Former BLS chief, Erica Groshen said if the numbers are rigged, why release the numbers at all.
“Statistical agencies live and die by trust. If the numbers aren’t trustworthy, people won’t use them to make important decisions, and then you might as well not publish them.”
Since inflation ticked up this morning the CPI could become the next target, the ripple effects could be catastrophic. Investors might begin questioning the reliability of official data. Markets could discount U.S. statistics altogether, pushing up borrowing costs for government and business alike. Ordinary Americans could lose faith that the benefits they depend on are being calculated honestly.
Why Manipulating Numbers Is So Dangerous
Inflation reports already move markets. A hotter-than-expected number can shave billions off equity valuations in seconds. But add political attacks on the integrity of those numbers, and you have a crisis of confidence. It’s one thing to debate economic policy in response to data. It’s another to undermine belief in the data itself.
Tariff-driven inflation is hard enough to manage – it makes goods more expensive while weakening growth, creating a stagflationary impulse. Trump’s tariffs are largely to blame. Tariffs also don’t affect everyone equally, contributing to higher inflation as retailers pass the added costs on to consumers. Tariffs act like a regressive sales tax – disproportionately hitting lower- and middle-income households – and they function as a supply shock, raising prices while slowing growth. That’s the worst combination for any economy.
But combine that with political instability over the accuracy of the numbers, and you inject uncertainty into every corner of the economy.
For example, if CPI is seen as inflated for political gain, Social Security beneficiaries may feel their COLA is being manipulated. If it’s seen as deflated, bondholders may believe their TIPS payments are being shortchanged. Either way, the perception of manipulation is enough to damage confidence and destabilize markets.
CPI’s Extraordinary Reach
The CPI’s reach is extraordinary, as is the reliance on trusting its accuracy. Policymakers could make serious mistakes if the CPI were manipulated. Consider just a few examples of who is hurt when inflation is undercounted:
- If the inflation data is manipulated, it could distort Social Security and SSI payments for over 70 million Americans. These benefits are designed to keep pace with inflation, and July marks the first month of the third quarter – the period used to calculate the annual cost-of-living adjustment, which will next take effect on January 1, 2026.
- 41.7 million people receive food assistance indexed to CPI; undercount food price increases and food supplies are short-changed.
- Federal employee pensions are adjusted based on CPI.
- The buying power of veterans’ benefits could be reduced. VA disability payments for over 5 million veterans are adjusted annually for the cost of living.
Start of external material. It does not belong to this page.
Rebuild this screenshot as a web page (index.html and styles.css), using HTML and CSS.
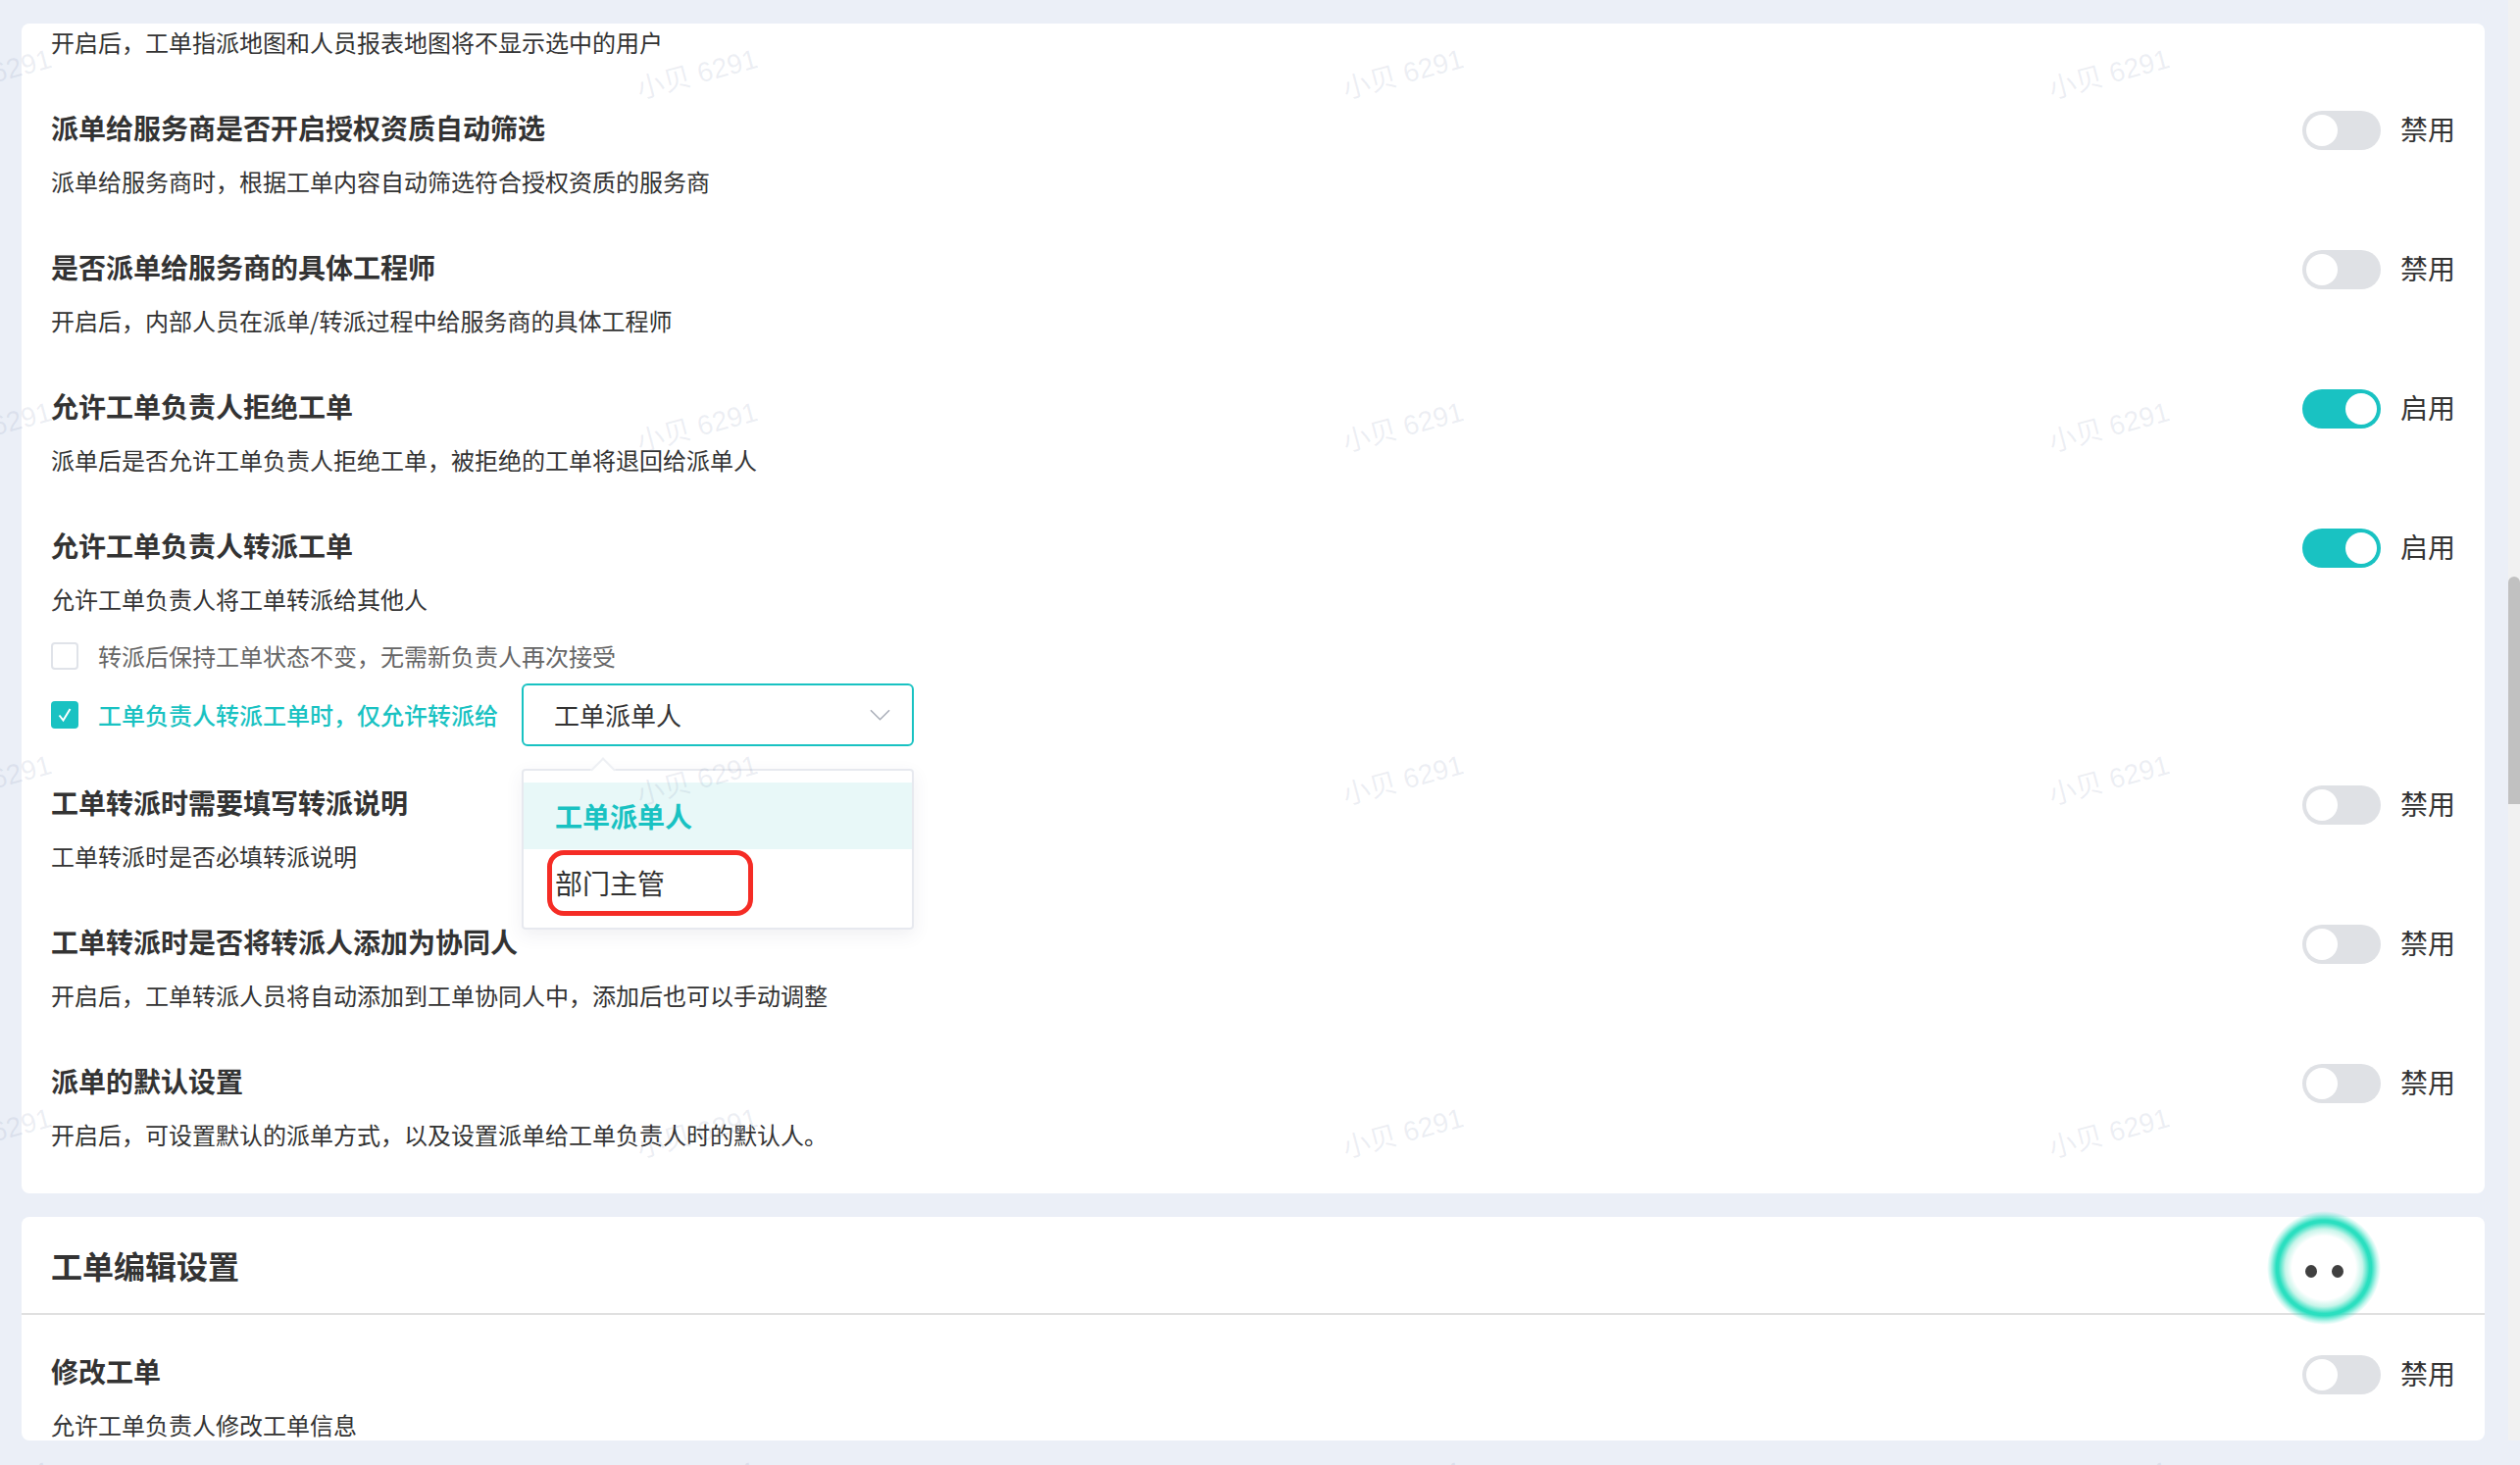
FILE: index.html
```html
<!DOCTYPE html>
<html lang="zh-CN">
<head>
<meta charset="utf-8">
<title>工单设置</title>
<link rel="stylesheet" href="styles.css">
</head>
<body>
<div class="page">
  <main class="content">
    <section class="card card-main">
      <p class="desc lead">开启后，工单指派地图和人员报表地图将不显示选中的用户</p>

      <div class="setting">
        <div class="setting-text">
          <h3 class="title">派单给服务商是否开启授权资质自动筛选</h3>
          <p class="desc">派单给服务商时，根据工单内容自动筛选符合授权资质的服务商</p>
        </div>
        <div class="control"><span class="toggle"></span><span class="state">禁用</span></div>
      </div>

      <div class="setting">
        <div class="setting-text">
          <h3 class="title">是否派单给服务商的具体工程师</h3>
          <p class="desc">开启后，内部人员在派单/转派过程中给服务商的具体工程师</p>
        </div>
        <div class="control"><span class="toggle"></span><span class="state">禁用</span></div>
      </div>

      <div class="setting">
        <div class="setting-text">
          <h3 class="title">允许工单负责人拒绝工单</h3>
          <p class="desc">派单后是否允许工单负责人拒绝工单，被拒绝的工单将退回给派单人</p>
        </div>
        <div class="control"><span class="toggle on"></span><span class="state">启用</span></div>
      </div>

      <div class="setting has-options">
        <div class="setting-text">
          <h3 class="title">允许工单负责人转派工单</h3>
          <p class="desc">允许工单负责人将工单转派给其他人</p>
          <div class="options">
            <div class="option">
              <span class="checkbox"></span>
              <span class="option-label">转派后保持工单状态不变，无需新负责人再次接受</span>
            </div>
            <div class="option option-active">
              <span class="checkbox checked">
                <svg class="check-icon" viewBox="0 0 28 28" aria-hidden="true"><path d="M8.5 14.5l4 5 7-11.5"/></svg>
              </span>
              <span class="option-label">工单负责人转派工单时，仅允许转派给</span>
              <div class="select">
                <span>工单派单人</span>
                <svg class="chevron" viewBox="0 0 22 12" aria-hidden="true"><path d="M1 1l10 10L21 1"/></svg>
                <div class="dropdown">
                  <span class="dropdown-arrow"></span>
                  <div class="dropdown-item selected">工单派单人</div>
                  <div class="dropdown-item">部门主管<span class="annotation"></span></div>
                </div>
              </div>
            </div>
          </div>
        </div>
        <div class="control"><span class="toggle on"></span><span class="state">启用</span></div>
      </div>

      <div class="setting">
        <div class="setting-text">
          <h3 class="title">工单转派时需要填写转派说明</h3>
          <p class="desc">工单转派时是否必填转派说明</p>
        </div>
        <div class="control"><span class="toggle"></span><span class="state">禁用</span></div>
      </div>

      <div class="setting">
        <div class="setting-text">
          <h3 class="title">工单转派时是否将转派人添加为协同人</h3>
          <p class="desc">开启后，工单转派人员将自动添加到工单协同人中，添加后也可以手动调整</p>
        </div>
        <div class="control"><span class="toggle"></span><span class="state">禁用</span></div>
      </div>

      <div class="setting last">
        <div class="setting-text">
          <h3 class="title">派单的默认设置</h3>
          <p class="desc">开启后，可设置默认的派单方式，以及设置派单给工单负责人时的默认人。</p>
        </div>
        <div class="control"><span class="toggle"></span><span class="state">禁用</span></div>
      </div>
    </section>

    <section class="card card-edit">
      <h2 class="section-title">工单编辑设置</h2>
      <div class="setting first">
        <div class="setting-text">
          <h3 class="title">修改工单</h3>
          <p class="desc">允许工单负责人修改工单信息</p>
        </div>
        <div class="control"><span class="toggle"></span><span class="state">禁用</span></div>
      </div>
    </section>
  </main>
  <div class="scrollbar"><div class="scrollbar-thumb"></div></div>
</div>

<div class="assistant"><span class="eye"></span><span class="eye"></span></div>

<div class="watermark-layer" aria-hidden="true">
  <div class="watermarks">
    <span class="wm">小贝 6291</span><span class="wm">小贝 6291</span><span class="wm">小贝 6291</span><span class="wm">小贝 6291</span>
    <span class="wm">小贝 6291</span><span class="wm">小贝 6291</span><span class="wm">小贝 6291</span><span class="wm">小贝 6291</span>
    <span class="wm">小贝 6291</span><span class="wm">小贝 6291</span><span class="wm">小贝 6291</span><span class="wm">小贝 6291</span>
    <span class="wm">小贝 6291</span><span class="wm">小贝 6291</span><span class="wm">小贝 6291</span><span class="wm">小贝 6291</span>
    <span class="wm">小贝 6291</span><span class="wm">小贝 6291</span><span class="wm">小贝 6291</span><span class="wm">小贝 6291</span>
  </div>
</div>
</body>
</html>
```
FILE: styles.css
```css
* { box-sizing: border-box; }

html, body {
  margin: 0;
  height: 1494px;
  overflow: hidden;
}

body {
  position: relative;
  background: #ebeff7;
  color: #333;
  font-family: "Noto Sans CJK SC", "Noto Sans", sans-serif;
}

h2, h3, p { margin: 0; }

.page {
  display: flex;
  height: 1469px;
}

.content {
  flex: 1;
  display: flex;
  flex-direction: column;
  gap: 24px;
  padding: 24px 24px 0 22px;
  min-width: 0;
}

.card {
  background: #fff;
  border-radius: 8px;
}

.card-main {
  height: 1193px;
  padding: 2px 30px 0;
}

.card-edit {
  height: 228px;
  overflow: hidden;
}

.lead { margin-bottom: 50px; }

.setting {
  display: flex;
  justify-content: space-between;
  align-items: flex-start;
  margin-bottom: 50px;
}

.setting.has-options { margin-bottom: 37px; }
.setting.last { margin-bottom: 0; }

.setting.first {
  padding: 37px 30px 0;
  margin-bottom: 0;
}

.title {
  font-size: 28px;
  line-height: 40px;
  font-weight: 700;
  color: #333;
}

.desc {
  font-size: 24px;
  line-height: 34px;
  font-weight: 400;
  color: #333;
}

.title + .desc { margin-top: 18px; }

.section-title {
  height: 100px;
  padding-left: 30px;
  border-bottom: 2px solid #e0e0e0;
  font-size: 32px;
  line-height: 98px;
  font-weight: 700;
  color: #333;
}

.control {
  display: flex;
  align-items: flex-start;
  gap: 20px;
  margin-top: 3px;
}

.setting.first .control { margin-top: 4px; }

.state {
  margin-top: -2px;
  font-size: 28px;
  line-height: 40px;
  color: #333;
}

.toggle {
  display: block;
  width: 80px;
  height: 40px;
  padding: 4px;
  border-radius: 20px;
  background: #dfe1e5;
}

.toggle::after {
  content: "";
  display: block;
  width: 32px;
  height: 32px;
  border-radius: 50%;
  background: #fff;
}

.toggle.on {
  padding-left: 44px;
  background: #19c2c2;
}

.options {
  display: flex;
  flex-direction: column;
  margin-top: 24px;
  gap: 11px;
}

.option {
  display: flex;
  align-items: center;
  font-size: 24px;
  line-height: 34px;
  color: #666;
}

.option-active {
  color: #19c2c2;
  font-weight: 500;
}

.checkbox {
  flex: none;
  width: 28px;
  height: 28px;
  margin-right: 20px;
  border: 2px solid #e0e3e9;
  border-radius: 4px;
  background: #fff;
}

.checkbox.checked {
  border: 0;
  background: #19c2c2;
}

.check-icon {
  display: block;
  width: 28px;
  height: 28px;
  fill: none;
  stroke: #fff;
  stroke-width: 2;
}

.select {
  position: relative;
  display: flex;
  justify-content: space-between;
  align-items: center;
  width: 400px;
  height: 64px;
  margin-left: 24px;
  padding: 0 22px 0 31px;
  border: 2px solid #19c2c2;
  border-radius: 6px;
  background: #fff;
  font-size: 26px;
  font-weight: 400;
  color: #333;
}

.chevron {
  width: 21px;
  height: 12px;
  fill: none;
  stroke: #a9aeb8;
  stroke-width: 1.6;
}

.dropdown {
  position: absolute;
  z-index: 5;
  left: -2px;
  top: 85px;
  width: 400px;
  height: 164px;
  padding: 12px 0;
  border: 2px solid #e7e9ef;
  border-radius: 4px;
  background: #fff;
  box-shadow: 0 6px 18px rgba(60, 70, 100, 0.08);
}

.dropdown-arrow {
  position: absolute;
  left: 72px;
  top: -10px;
  width: 18px;
  height: 18px;
  background: #fff;
  transform: rotate(45deg);
  border-top: 2px solid #eef0f4;
  border-left: 2px solid #eef0f4;
}

.dropdown-item {
  position: relative;
  height: 68px;
  padding-left: 32px;
  font-size: 28px;
  line-height: 68px;
  color: #333;
}

.dropdown-item.selected {
  background: #e8f8f8;
  color: #19c2c2;
  font-weight: 700;
}

.annotation {
  position: absolute;
  left: 24px;
  top: 1px;
  width: 210px;
  height: 67px;
  border: 5px solid #f52c25;
  border-radius: 17px;
}

.scrollbar {
  flex: none;
  width: 12px;
  height: 100%;
  padding-top: 588px;
  background: #f1f1f1;
}

.scrollbar-thumb {
  height: 232px;
  border-radius: 6px 6px 0 0;
  background: #c1c1c1;
}

.assistant {
  position: absolute;
  z-index: 6;
  left: 2312px;
  top: 1235px;
  width: 116px;
  height: 116px;
  display: flex;
  align-items: center;
  justify-content: center;
  gap: 15px;
  padding-top: 6px;
  border-radius: 50%;
  background: radial-gradient(circle closest-side, #fff 0, #fff 56%, #c8f5ea 68%, #2bdfc0 80%, #2bdfc0 84%, rgba(43, 223, 192, 0.3) 94%, rgba(43, 223, 192, 0) 100%);
}

.eye {
  width: 12px;
  height: 13px;
  border-radius: 50%;
  background: #404040;
}

.watermark-layer {
  position: absolute;
  z-index: 10;
  inset: 0;
  overflow: hidden;
  pointer-events: none;
}

.watermarks {
  display: grid;
  grid-template-columns: repeat(4, 720px);
  grid-auto-rows: 360px;
  margin: -104px 0 0 -369px;
}

.wm {
  align-self: center;
  justify-self: center;
  transform: rotate(-15deg);
  font-family: "Liberation Sans", "Noto Sans CJK SC", sans-serif;
  font-size: 28px;
  line-height: 30px;
  white-space: nowrap;
  color: rgba(110, 125, 160, 0.13);
}
```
- Policymakers are undermined when inflation is undercounted. The entire federal budget relies on annual adjustments to IRS tax brackets, deductions, and penalties based on the CPI. If those adjustments fall short, tax revenue decreases – worsening the deficit and national debt.
- Financial products, like Treasury Inflation-Protected Securities (TIPS), Series I savings bonds will not be trusted and therefore harder to sell. This is bad news for the U.S. government which just authorized to borrow trillions of dollars because of the One Big Beautiful Bill’s tax cuts.
- Even the prices of postage stamps are capped by a CPI-U formula.
- If inflation is undercounted, poverty will be undercounted too – because many people in need won’t receive the support Congress intended when it indexed key assistance programs to the cost of living.
- Some states index their minimum wage annually to the CPI. If inflation is undercounted, lower-income workers lose buying power.
The business community may push back if Trump appoints a political partisan to lead the agency – especially one who appears willing to follow the president’s directives. Accurate data is essential, as many private contracts depend on it.
Manipulating Statistics Is An Attack On Economic Security
Economic data is a public good, built over decades to be insulated from partisan pressure. The BLS has earned its credibility through transparency, methodological rigor, and political independence. Politicizing the BLS erodes that trust overnight.
If the public begins to suspect that inflation numbers are “massaged” for political advantage, the damage won’t be easy to reverse. Investors might turn to private-sector inflation measures, fragmenting the statistical baseline the economy relies on. State governments might adopt their own indexes, creating a patchwork of measures. Contracts tied to CPI might need renegotiation.
And in the meantime, every retiree, every veteran, every family receiving food assistance, and every investor in inflation-protected securities will be living with uncertainty.
America’s statistical agencies are designed to outlast administrations precisely because data needs to be credible across political cycles. If we don’t know what the inflation rate or unemployment rates really are do we know if the Federal Reserve should hold interest rates steady or cut them? Should tariffs be reduced to ease supply-side pressures? Should targeted relief be offered to low-income households most affected by price spikes?
Those are hard debates, and they should be. But they must take place against a shared understanding of the facts.
Trust Was America’s Most Valuable Asset
The United States once enjoyed a global privilege: its economic statistics were widely regarded as accurate and unbiased. That reputation had supported the dollar’s reserve currency status – which is now under attack by President Trump’s erratic economic decisions. Having a reserve currency is a special privilege. The status lowers borrowing costs for everyone from the federal government to mortgage holders. Trust in data is, in a real sense, a form of national wealth, and politicizing the numbers just made our nation poorer.
And rebuilding trust – as anyone knows who has lied or cheated – is far harder than protecting it. A politicized BLS is a self-inflicted wound.